The humiliating abandonment of the Anglo-French invasion of Suez in collusion with Israel 50 years ago marked a turning point in Britain's retreat from empire and ensured that London would never again attempt global military action without first securing the acquiescence of Washington and, if possible, the UN, political veterans of the crisis agree.
Yet it is also common ground that the rift caused within British society and parties by Suez was far sharper than comparable divisions over the US-led invasion of Iraq in 2003, because the shock was greater and pro-empire sentiment was still strong less than a decade after the loss of "the jewel in the crown" -- India's 1947 independence.
"Those of us who were anti-imperialist were very pleased in 1956. We thought the empire was terrible and that this clash exposed it in a very big way," recalls the future Labour leader Michael Foot, then a campaigning journalist on Tribune who opposed British belligerence from the moment Egyptian president Gamal Nasser nationalized the Suez canal on July 26.
The Labour leadership, including Foot's hero, Nye Bevan, who disliked Nasserism, wobbled for some weeks before decisively opposing the policy. Much of the left was still Zionist. But the Conservatives too were divided. In 1956, the future Thatcher Cabinet minister Ian Gilmour, 80 last week, was both proprietor and editor of Tribune's rival, the Spectator.
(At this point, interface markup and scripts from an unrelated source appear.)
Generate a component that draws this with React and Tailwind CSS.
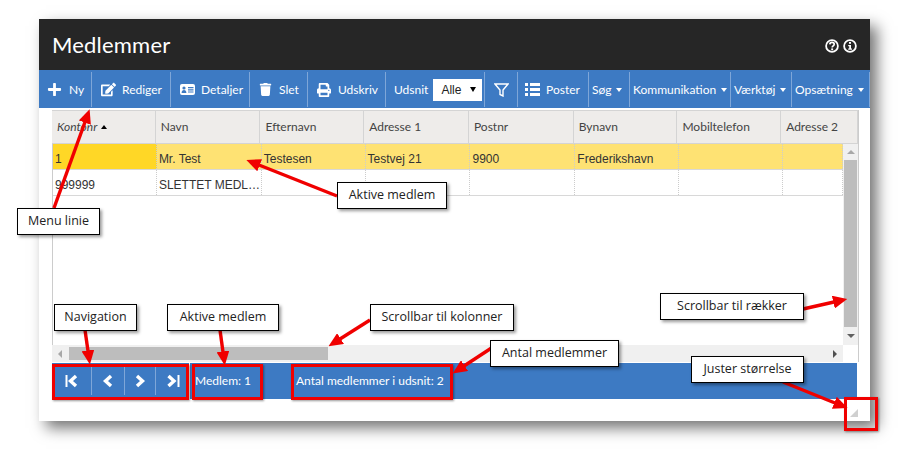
import React from 'react';
import { FaPlus, FaEdit, FaTrash, FaPrint } from 'react-icons/fa';

const IdCardIcon = () => (
  <svg width="15" height="11" viewBox="0 0 15 11" fill="white">
    <rect x="0" y="0" width="15" height="11" rx="2" />
    <circle cx="4" cy="4" r="1.6" fill="#3d7ac3" />
    <path d="M1.6 9c0-2 1-3 2.4-3s2.4 1 2.4 3z" fill="#3d7ac3" />
    <path d="M8 3h5.5v1.2H8zM8 5.2h5.5v1.2H8zM8 7.4h5.5v1.2H8z" fill="#3d7ac3" />
  </svg>
);

const FunnelIcon = () => (
  <svg width="15" height="14" viewBox="0 0 15 14" fill="none" stroke="white" strokeWidth="1.4">
    <path d="M1 1h13L9 7v6L6 11.5V7z" />
  </svg>
);

const ListIcon = () => (
  <svg width="15" height="13" viewBox="0 0 15 13" fill="white">
    <path d="M0 0h3v3H0zM5 0h10v3H5zM0 5h3v3H0zM5 5h10v3H5zM0 10h3v3H0zM5 10h10v3H5z" />
  </svg>
);

const QuestionIcon = () => (
  <svg width="14" height="14" viewBox="0 0 14 14" fill="none">
    <circle cx="7" cy="7" r="5.9" stroke="white" strokeWidth="1.8" />
    <path d="M4.8 5.4C4.9 4 5.8 3.4 7 3.4c1.3 0 2.2.7 2.2 1.9 0 1.6-2 1.6-2 3.2" stroke="white" strokeWidth="1.7" />
    <rect x="6.2" y="9.4" width="1.9" height="1.8" fill="white" />
  </svg>
);

const InfoIcon = () => (
  <svg width="14" height="14" viewBox="0 0 14 14" fill="none">
    <circle cx="7" cy="7" r="5.9" stroke="white" strokeWidth="1.8" />
    <rect x="6" y="3" width="2" height="1.8" fill="white" />
    <path d="M5.2 6h2.8v3.6h1v1.2H5.2V9.6h1V7.2h-1z" fill="white" />
  </svg>
);

// heavy nav chevrons, dir -1 = left, 1 = right, bar = stop line at the end
const NavIcon = ({ dir, bar }) => (
  <svg width="14" height="14" viewBox="0 0 14 14" fill="none" stroke="white">
    {dir < 0 ? (
      <path d={bar ? 'M11 2L5.5 7l5.5 5' : 'M10 2L4.5 7l5.5 5'} strokeWidth="3.4" />
    ) : (
      <path d={bar ? 'M2.5 2L8 7l-5.5 5' : 'M4 2L9.5 7 4 12'} strokeWidth="3.4" />
    )}
    {bar && dir < 0 && <path d="M1.5 1v12" strokeWidth="2" />}
    {bar && dir > 0 && <path d="M12.5 1v12" strokeWidth="2" />}
  </svg>
);

const Caret = () => <span className="ml-[5px] inline-block border-x-[3px] border-t-[4px] border-x-transparent border-t-white" />;

const toolbarItems = [
  { label: 'Ny', width: 'w-[53px]', icon: <FaPlus size={15} color="white" />, gap: 'gap-[7px]', pad: 'pl-[8px]' },
  { label: 'Rediger', width: 'w-[79px]', icon: <FaEdit size={15} color="white" />, gap: 'gap-[6px]', pad: 'pl-[9px]' },
  { label: 'Detaljer', width: 'w-[79px]', icon: <IdCardIcon />, gap: 'gap-[6px]', pad: 'pl-[9px]' },
  { label: 'Slet', width: 'w-[58px]', icon: <FaTrash size={13} color="white" />, gap: 'gap-[7px]', pad: 'pl-[9px]' },
  { label: 'Udskriv', width: 'w-[78px]', icon: <FaPrint size={14} color="white" />, gap: 'gap-[7px]', pad: 'pl-[9px]' },
];

const menuItems = [
  { label: 'Søg', width: 'w-[41px]' },
  { label: 'Kommunikation', width: 'w-[101px]' },
  { label: 'Værktøj', width: 'w-[61px]' },
  { label: 'Opsætning', width: 'w-[78px]' },
];

const columns = [
  { label: 'Kontonr', width: 'w-[104px]' },
  { label: 'Navn', width: 'w-[105px]' },
  { label: 'Efternavn', width: 'w-[104px]' },
  { label: 'Adresse 1', width: 'w-[105px]' },
  { label: 'Postnr', width: 'w-[105px]' },
  { label: 'Bynavn', width: 'w-[104px]' },
  { label: 'Mobiltelefon', width: 'w-[104px]' },
  { label: 'Adresse 2', width: 'w-[77px]' },
];

const bodyColumns = ['w-[104px]', 'w-[105px]', 'w-[104px]', 'w-[105px]', 'w-[105px]', 'w-[104px]', 'w-[104px]', 'w-[60px]'];

const rows = [
  ['1', 'Mr. Test', 'Testesen', 'Testvej 21', '9900', 'Frederikshavn', '', ''],
  ['999999', 'SLETTET MEDL…', '', '', '', '', '', ''],
];

const notes = [
  { label: 'Menu linie', pos: 'left-[17px] top-[208px] w-[83px]' },
  { label: 'Aktive medlem', pos: 'left-[337px] top-[182px] w-[110px]' },
  { label: 'Navigation', pos: 'left-[54px] top-[304px] w-[83px]' },
  { label: 'Aktive medlem', pos: 'left-[167px] top-[304px] w-[112px]' },
  { label: 'Scrollbar til kolonner', pos: 'left-[370px] top-[304px] w-[144px]' },
  { label: 'Antal medlemmer', pos: 'left-[490px] top-[340px] w-[129px]' },
  { label: 'Scrollbar til rækker', pos: 'left-[660px] top-[293px] w-[144px]' },
  { label: 'Juster størrelse', pos: 'left-[691px] top-[356px] w-[113px]' },
];

const arrows = [
  [54, 208, 85, 122],
  [337, 196, 259, 165],
  [85, 330, 88, 351],
  [220, 330, 223, 352],
  [370, 320, 340, 339],
  [493, 347, 464, 366],
  [803, 309, 834, 302],
  [783, 382, 835, 403],
];

export default function App() {
  return (
    <div className="relative h-[456px] w-[904px] overflow-hidden bg-white pl-[39px] pt-[19px] font-['Lato',sans-serif]">
      <div className="flex h-[402px] w-[831px] flex-col bg-white shadow-[7px_7px_14px_rgba(0,0,0,0.55)]">
        <div className="flex h-[52px] items-center justify-between bg-[#262626] pl-[13px] pr-[13px]">
          <span className="text-[22px] tracking-[0.2px] text-white">Medlemmer</span>
          <div className="flex gap-[4px] pt-[2px]">
            <QuestionIcon />
            <InfoIcon />
          </div>
        </div>

        <div className="flex h-[38px] items-end bg-[#3d7ac3] pb-[1px] text-[12px] text-white">
          {toolbarItems.map((item) => (
            <div key={item.label} className={`flex h-[35px] items-center border-r border-[#7ea6d8] ${item.width} ${item.gap} ${item.pad}`}>
              {item.icon}
              <span>{item.label}</span>
            </div>
          ))}
          <div className="flex h-[35px] w-[99px] items-center gap-[5px] border-r border-[#7ea6d8] pl-[8px]">
            <span>Udsnit</span>
            <div className="flex h-[22px] w-[49px] items-center justify-between bg-white pl-[8px] pr-[6px] text-[#222]">
              <span className="font-['Liberation_Sans',sans-serif] text-[12px]">Alle</span>
              <span className="border-x-[3.5px] border-t-[5px] border-x-transparent border-t-black" />
            </div>
          </div>
          <div className="flex h-[35px] w-[33px] items-center justify-center border-r border-[#7ea6d8]">
            <FunnelIcon />
          </div>
          <div className="flex h-[35px] w-[71px] items-center gap-[6px] border-r border-[#7ea6d8] pl-[7px]">
            <ListIcon />
            <span>Poster</span>
          </div>
          {menuItems.map((item) => (
            <div key={item.label} className={`flex h-[35px] items-center border-r border-[#7ea6d8] pl-[3px] ${item.width}`}>
              <span>{item.label}</span>
              <Caret />
            </div>
          ))}
        </div>

        <div className="px-[13px] pt-[2px]">
          <div className="w-[807px] border-r border-[#ccc]">
            <div className="flex h-[34px] border-b border-t border-[#d4d4d4] bg-[#eeecea] text-[12px] text-[#444]">
              {columns.map((col, i) => (
                <div key={col.label} className={`flex items-center border-r border-[#d4d4d4] pl-[5px] ${col.width} ${i === 0 ? 'italic' : ''}`}>
                  {col.label}
                  {i === 0 && <span className="ml-[4px] border-x-[3px] border-b-[4px] border-x-transparent border-b-black" />}
                </div>
              ))}
            </div>

            <div className="flex h-[201px]">
              <div className="w-[791px] border-l border-[#ccc]">
                {rows.map((row, r) => (
                  <div key={row[0]} className={`flex h-[26px] border-b border-[#d8d8d8] font-['Liberation_Sans',sans-serif] text-[12px] text-[#333] ${r === 0 ? 'bg-[#fee273]' : 'bg-white'}`}>
                    {row.map((cell, c) => (
                      <div
                        key={c}
                        className={`flex items-center border-r border-dotted border-[#ccc] pl-[2px] pt-[5px] ${bodyColumns[c]} ${r === 0 && c === 0 ? 'bg-[#ffd726]' : ''}`}
                      >
                        <span>{cell}</span>
                      </div>
                    ))}
                  </div>
                ))}
              </div>
              <div className="flex w-[15px] flex-col items-center bg-[#f0f0f0]">
                <span className="mt-[6px] border-x-[4px] border-b-[4px] border-x-transparent border-b-[#a8a8a8]" />
                <div className="mt-[6px] h-[167px] w-[13px] bg-[#bdbdbd]" />
                <span className="mt-[7px] border-x-[4px] border-t-[4px] border-x-transparent border-t-[#606060]" />
              </div>
            </div>

            <div className="flex h-[17px]">
              <div className="flex w-[791px] items-center bg-[#f0f0f0]">
                <span className="ml-[6px] border-y-[4px] border-r-[4px] border-y-transparent border-r-[#a8a8a8]" />
                <div className="ml-[7px] h-[13px] w-[259px] bg-[#bdbdbd]" />
                <span className="ml-auto mr-[6px] border-y-[4px] border-l-[4px] border-y-transparent border-l-[#505050]" />
              </div>
            </div>
          </div>

          <div className="mt-[1px] flex h-[36px] w-[805px] items-center bg-[#3d7ac3] text-[12px] text-white">
            <div className="flex h-full w-[138px] items-center border-r border-white">
              <div className="flex h-[28px] w-[40px] items-center justify-center border-r border-[#7ea6d8] pl-[1px]">
                <NavIcon dir={-1} bar />
              </div>
              <div className="flex h-[28px] w-[33px] items-center justify-center border-r border-[#7ea6d8]">
                <NavIcon dir={-1} />
              </div>
              <div className="flex h-[28px] w-[31px] items-center justify-center border-r border-[#7ea6d8]">
                <NavIcon dir={1} />
              </div>
              <div className="flex h-[28px] w-[33px] items-center justify-center">
                <NavIcon dir={1} bar />
              </div>
            </div>
            <span className="ml-[5px] w-[101px]">Medlem: 1</span>
            <span>Antal medlemmer i udsnit: 2</span>
          </div>

          <div className="relative h-[22px]">
            <svg className="absolute bottom-[4px] right-[-1px]" width="8" height="8" viewBox="0 0 8 8">
              <path d="M0 8L8 0v8z" fill="#d0d0d0" />
            </svg>
          </div>
        </div>
      </div>

      <span className="absolute left-[52px] top-[364px] h-[36px] w-[137px] border-[3px] border-[#f00000] shadow-[1px_1px_2px_rgba(0,0,0,0.4)]" />
      <span className="absolute left-[192px] top-[364px] h-[36px] w-[71px] border-[3px] border-[#f00000] shadow-[1px_1px_2px_rgba(0,0,0,0.4)]" />
      <span className="absolute left-[291px] top-[364px] h-[36px] w-[162px] border-[3px] border-[#f00000] shadow-[1px_1px_2px_rgba(0,0,0,0.4)]" />
      <span className="absolute left-[844px] top-[397px] h-[34px] w-[34px] border-[3px] border-[#f00000] shadow-[1px_1px_2px_rgba(0,0,0,0.4)]" />

      <svg className="absolute left-0 top-0" width="904" height="456" viewBox="0 0 904 456">
        <defs>
          <marker id="head" markerWidth="4.2" markerHeight="3.8" refX="0.2" refY="1.9" orient="auto">
            <path d="M0 0L4.2 1.9L0 3.8z" fill="#f00000" />
          </marker>
        </defs>
        {arrows.map(([x1, y1, x2, y2]) => (
          <line key={`${x1}-${y1}`} x1={x1} y1={y1} x2={x2} y2={y2} stroke="#f00000" strokeWidth="3.4" markerEnd="url(#head)" />
        ))}
      </svg>

      {notes.map((note) => (
        <div
          key={note.pos}
          className={`absolute flex h-[27px] items-center justify-center border border-black bg-white font-['Open_Sans',sans-serif] text-[12.5px] text-[#222] shadow-[2px_2px_3px_rgba(0,0,0,0.4)] ${note.pos}`}
        >
          {note.label}
        </div>
      ))}
    </div>
  );
}
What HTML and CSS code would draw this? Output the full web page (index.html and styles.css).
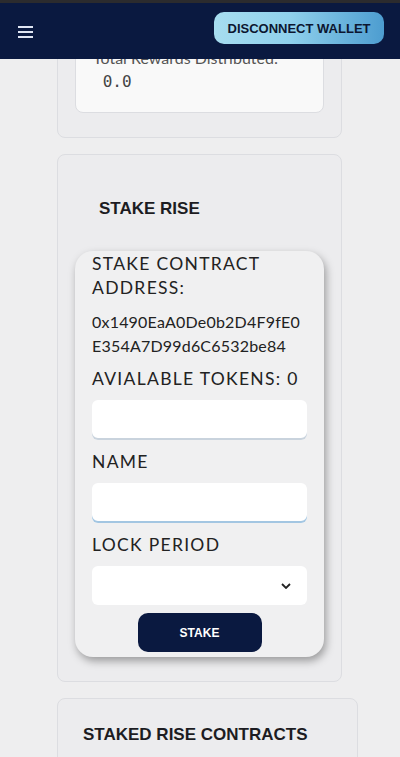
FILE: index.html
```html
<!DOCTYPE html>
<html lang="en">
<head>
    <meta charset="UTF-8">
    <meta name="viewport" content="width=device-width, initial-scale=1.0">
    <title>Stake Rise</title>
    <link rel="stylesheet" href="styles.css">
</head>
<body>
    <header class="topbar">
        <button class="menu-btn" aria-label="Menu">
            <svg width="15" height="12" viewBox="0 0 15 12">
                <rect x="0" y="0" width="15" height="2" fill="#dfe5f3"/>
                <rect x="0" y="5" width="15" height="2" fill="#dfe5f3"/>
                <rect x="0" y="10" width="15" height="2" fill="#dfe5f3"/>
            </svg>
        </button>
        <button class="wallet-btn">DISCONNECT WALLET</button>
    </header>

    <main class="page">
        <div class="card">
            <div class="info-box">
                <div class="info-label">Total Rewards Distributed:</div>
                <pre class="info-value"> 0.0</pre>
            </div>
        </div>

        <div class="card card-stake">
            <h2 class="card-title">STAKE RISE</h2>
            <div class="stake-box">
                <div class="field-label">STAKE CONTRACT ADDRESS:</div>
                <div class="address">0x1490EaA0De0b2D4F9fE0E354A7D99d6C6532be84</div>
                <div class="field-label">AVIALABLE TOKENS: 0</div>
                <input type="text" class="text-input">
                <div class="field-label">NAME</div>
                <input type="text" class="text-input focused">
                <div class="field-label">LOCK PERIOD</div>
                <div class="select-box">
                    <svg width="10" height="6" viewBox="0 0 10 6">
                        <path d="M1 1 L5 5 L9 1" fill="none" stroke="#222" stroke-width="1.8"/>
                    </svg>
                </div>
                <div class="stake-row">
                    <button class="stake-btn">STAKE</button>
                </div>
            </div>
        </div>

        <div class="card card-wide">
            <h2 class="card-title-plain">STAKED RISE CONTRACTS</h2>
        </div>
    </main>
</body>
</html>
```

FILE: styles.css
```css
body {
    margin: 0;
    background-color: #eeeeef;
    font-family: Lato, "Open Sans", sans-serif;
    color: #222;
}
.topbar {
    position: fixed;
    top: 0;
    left: 0;
    right: 0;
    height: 56px;
    border-top: 3px solid #2b2b2e;
    background-color: #0a1940;
    display: flex;
    align-items: center;
    justify-content: space-between;
    padding: 0 16px 0 18px;
    z-index: 10;
}
.menu-btn {
    background: none;
    border: none;
    padding: 0;
    margin-top: 2px;
    display: flex;
}
.wallet-btn {
    height: 32px;
    width: 170px;
    margin-top: -6px;
    border: none;
    border-radius: 10px;
    background: linear-gradient(90deg, #a7ddf0 0%, #8fd0ec 45%, #4d9dd0 100%);
    font-family: "Liberation Sans", Arial, sans-serif;
    font-weight: bold;
    font-size: 13px;
    color: #0c1630;
    padding: 0;
}
.page {
    padding: 11px 0 40px 57px;
}
.card {
    border: 1px solid #dcdde1;
    border-radius: 8px;
    background-color: #ececee;
    padding: 17px;
    padding-bottom: 24px;
    box-sizing: border-box;
    width: 285px;
    margin-bottom: 16px;
}
.info-box {
    background-color: #f9f9f9;
    border: 1px solid #dcdde1;
    border-radius: 8px;
    padding: 17px 17px 19px 17px;
}
.info-label {
    font-size: 16px;
    line-height: 22px;
    color: #555;
}
.info-value {
    margin: 2px 0 0 0;
    font-family: "DejaVu Sans Mono", monospace;
    font-size: 16px;
    line-height: 22px;
    color: #444;
}
.card-stake {
    padding-bottom: 24px;
}
.card-title {
    margin: 26px 0 31px 24px;
    font-family: "Liberation Sans", Arial, sans-serif;
    font-weight: bold;
    font-size: 17px;
    line-height: 22px;
    color: #1c1c22;
}
.stake-box {
    background-color: #f0f0f1;
    border-radius: 18px;
    box-shadow: 2px 4px 8px rgba(0, 0, 0, 0.35);
    padding: 1px 17px 5px 17px;
}
.field-label {
    font-size: 17.5px;
    line-height: 24px;
    letter-spacing: 1.3px;
    color: #222;
    margin-bottom: 9px;
}
.address {
    font-size: 16px;
    line-height: 24px;
    letter-spacing: 0.2px;
    word-break: break-all;
    color: #222;
    margin-top: 10px;
    margin-bottom: 9px;
}
.text-input {
    display: block;
    width: 100%;
    height: 40px;
    box-sizing: border-box;
    border: none;
    border-radius: 6px;
    background-color: #fff;
    box-shadow: inset 0 -2px 0 #c9d3dd;
    margin-bottom: 10px;
}
.text-input.focused {
    box-shadow: inset 0 -2px 0 #a3c6e2;
}
.select-box {
    height: 39px;
    background-color: #fff;
    border-radius: 6px;
    display: flex;
    align-items: center;
    justify-content: flex-end;
    padding-right: 16px;
    margin-bottom: 8px;
}
.stake-row {
    display: flex;
    justify-content: center;
}
.stake-btn {
    width: 124px;
    height: 39px;
    border: none;
    border-radius: 10px;
    background-color: #0a1940;
    color: #fff;
    font-family: "Liberation Sans", Arial, sans-serif;
    font-weight: bold;
    font-size: 12px;
}
.card-wide {
    width: 301px;
    padding: 25px 25px 40px 25px;
}
.card-title-plain {
    margin: 0;
    font-family: "Liberation Sans", Arial, sans-serif;
    font-weight: bold;
    font-size: 17px;
    line-height: 22px;
    color: #1c1c22;
}
```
When news of the Anglo-French landings first came through on Nov. 6 the magazine was on deadline, but rushed out an editorial warning of the "terrible indictment" prime minister Anthony Eden, would face if the unjustified "act of aggression" failed.
He did and resigned two months later, following Anthony Nutting and Edward Boyle, junior ministers who had quit the government over the deception -- secret collusion with Israel -- of which even few ministers had been aware. Unsurprisingly, Sir Michael Palliser, then a junior diplomat at the Paris embassy, and later head of the diplomatic service, knew nothing, though the deal had been done at Sevres in the Paris suburbs.
Another future permanent secretary, Sir Michael Quinlan, then a private secretary to Christopher Soames, a junior air minister and son-in-law of the recently retired Winston Churchill, was also largely in the dark. He recalls Soames being used as a conduit to win Churchill's public support -- which never came. Like the senior officers, Soames was "uneasy about the operation," though he knew little, Quinlan recalls, and had a friendly private chat with Boyle about his misgivings.
The policy reverberations of defeat were felt far beyond the Middle East itself. Under Harold Macmillan, Suez's No. 1 hawk-turned-dove, the Conservative party quickly recovered and won the 1959 election, though the imperialist right at Westminster remained unforgiving for years as Britain's African empire was quickly liquidated. Policymakers who had seen themselves inside three interlocking circles -- involving the US, the Commonwealth and Europe -- now started tilting towards Europe.